New DNA test results have refuted claims by a Spanish woman that surrealist artist Salvador Dali was her biological father.
According to a statement released by the Dali Foundation Wednesday, a court-ordered test on the exhumed body of the famous artist “exclude Salvador Dali as the biological father of Maria Pilar Abel Martinez.”
A Spanish court had ordered Dali to be exhumed in July 2017 at Martinez’s request, a ruling which was highly controversial at the time.
A large stone slab had to be removed so forensic scientists could access the embalmed body and take samples of DNA from Dali’s hair and teeth.
In their statement on Wednesday, the Dali Foundation said they were unsurprised by the discovery. “There was no indication from the very beginning that this paternity claim had any veracity,” it said.
But Martínez’s lawyer, Enrique Blanqes, said he would not comment until he has read the forensic report.

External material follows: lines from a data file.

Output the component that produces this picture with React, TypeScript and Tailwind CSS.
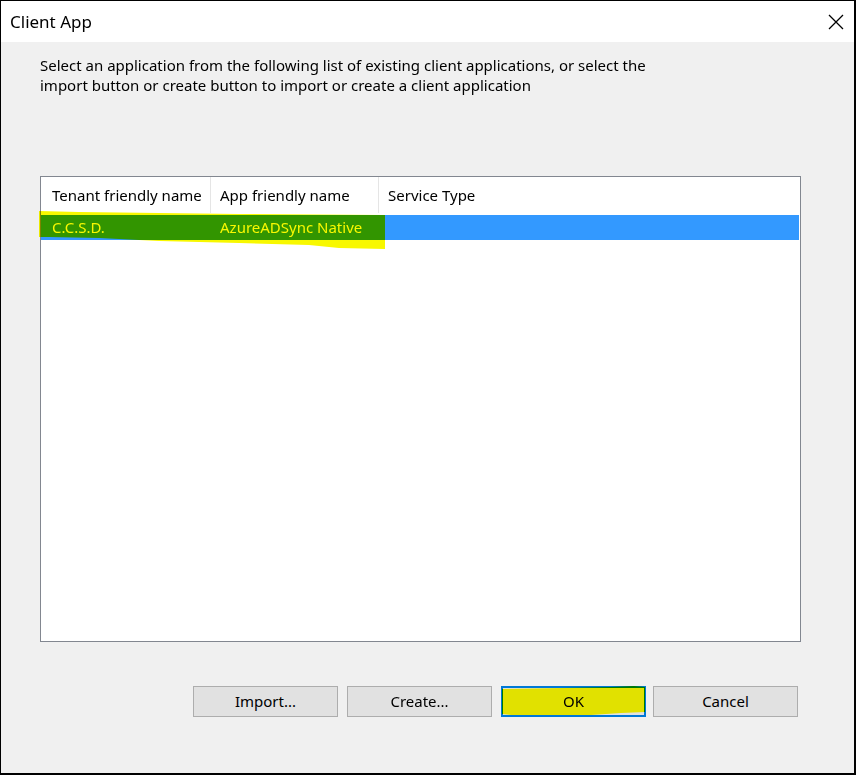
import React from "react";

const font = { fontFamily: '"Noto Sans", "Open Sans", sans-serif' };

function CloseIcon() {
  return (
    <svg width="16" height="16" viewBox="0 0 16 16" className="block">
      <path d="M1 1 L15 15 M15 1 L1 15" stroke="#000" strokeWidth="1.3" fill="none" />
    </svg>
  );
}

function DialogButton({ label, primary }: { label: string; primary?: boolean }) {
  return (
    <div
      className={`relative flex h-[31px] w-[145px] items-center justify-center text-[15px] text-black ${
        primary ? "border-2 border-[#0078d7] bg-[#e1e1e1]" : "border border-[#adadad] bg-[#e1e1e1]"
      }`}
    >
      {label}
      {primary && (
        // marker highlight over the OK button
        <svg
          className="pointer-events-none absolute left-[-2px] top-[-2px] mix-blend-multiply"
          width="145"
          height="31"
          viewBox="0 0 145 31"
        >
          <polygon
            points="1,3 60,2 110,1 133,0 144,1 144,26 120,27 90,29 40,29 10,29 1,28"
            fill="#ffff00"
          />
        </svg>
      )}
    </div>
  );
}

export default function App() {
  return (
    <div
      className="relative h-[775px] w-[856px] overflow-hidden border-l border-t border-r-2 border-b-2 border-black bg-[#f0f0f0]"
      style={font}
    >
      {/* Title bar */}
      <div className="flex h-[41px] items-center justify-between bg-white pl-[9px] pr-[10px]">
        <span className="text-[17px] text-black">Client App</span>
        <CloseIcon />
      </div>

      <div className="pl-[39px] pt-[13px]">
        <p className="text-[15px] leading-[20px] text-black">
          Select an application from the following list of existing client applications, or select the
          <br />
          import button or create button to import or create a client application
        </p>

        {/* List view */}
        <div className="relative mt-[81px] h-[466px] w-[761px] border border-[#828790] bg-white">
          <div className="flex h-[36px] text-[15px] text-black">
            <div className="flex w-[170px] items-center border-r border-[#e5e5e5] pl-[11px]">
              Tenant friendly name
            </div>
            <div className="flex w-[168px] items-center border-r border-[#e5e5e5] pl-[9px]">
              App friendly name
            </div>
            <div className="flex flex-1 items-center pl-[9px]">Service Type</div>
          </div>
          <div className="relative mt-[2px] mr-[1px] flex h-[25px] items-center bg-[#3399ff] text-[15px] text-white">
            <div className="w-[170px] pl-[11px]">C.C.S.D.</div>
            <div className="pl-[9px]">AzureADSync Native</div>
            {/* marker highlight over the selected row */}
            <svg
              className="pointer-events-none absolute left-[-2px] top-[-4px] mix-blend-multiply"
              width="350"
              height="40"
              viewBox="0 0 350 40"
            >
              <polygon
                points="0,0 40,1 120,2 200,3 346,4 346,38 300,37 270,34 200,32 120,30 60,27 10,26 0,26"
                fill="#f8f800"
              />
            </svg>
          </div>
        </div>

        {/* Buttons */}
        <div className="mt-[44px] flex items-center pl-[153px]">
          <DialogButton label="Import..." />
          <div className="ml-[9px]">
            <DialogButton label="Create..." />
          </div>
          <div className="ml-[9px]">
            <DialogButton label="OK" primary />
          </div>
          <div className="ml-[7px]">
            <DialogButton label="Cancel" />
          </div>
        </div>
      </div>
    </div>
  );
}
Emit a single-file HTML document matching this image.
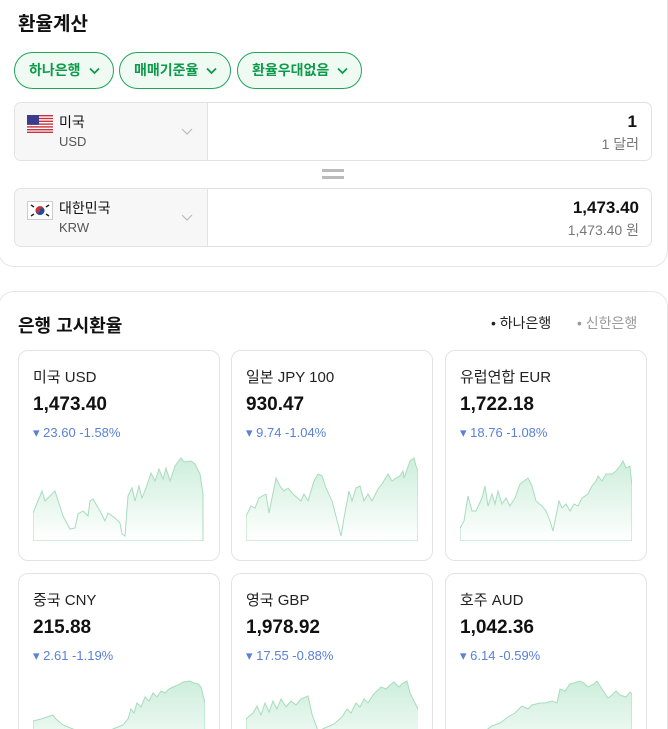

One of history’s greatest surrealist artists, Dali was known for his pencil-thin mustache, eclectic persona and bizarre painted works. He died in 1989 at the age of 84.
He had never given any indication he had fathered any children, once saying, “Great geniuses produce mediocre children, and I don’t want to go through that experience.”
Decade-old quest finished?
The 61-year-old Martinez said her mother, a maid at one of Dali’s homes in Port Lligat, had maintained a clandestine relationship with the artist.
She has been attempting to prove Dali is her father for more than a decade.
Martinez previously attempted to get a paternity result from Dali’s old belongings in 2007 but the results proved inconclusive, leading the Madrid Supreme Court to agree there were no other reliable remains.
At the time, the Dali Foundation objected saying there was “no evidence” of the claim.
“The only grounds provided constitute a notarial statement from a woman who claims to be a friend of the mother, stating that the latter told her that her daughter’s father was Salvador Dali,” the Foundation said in a statement.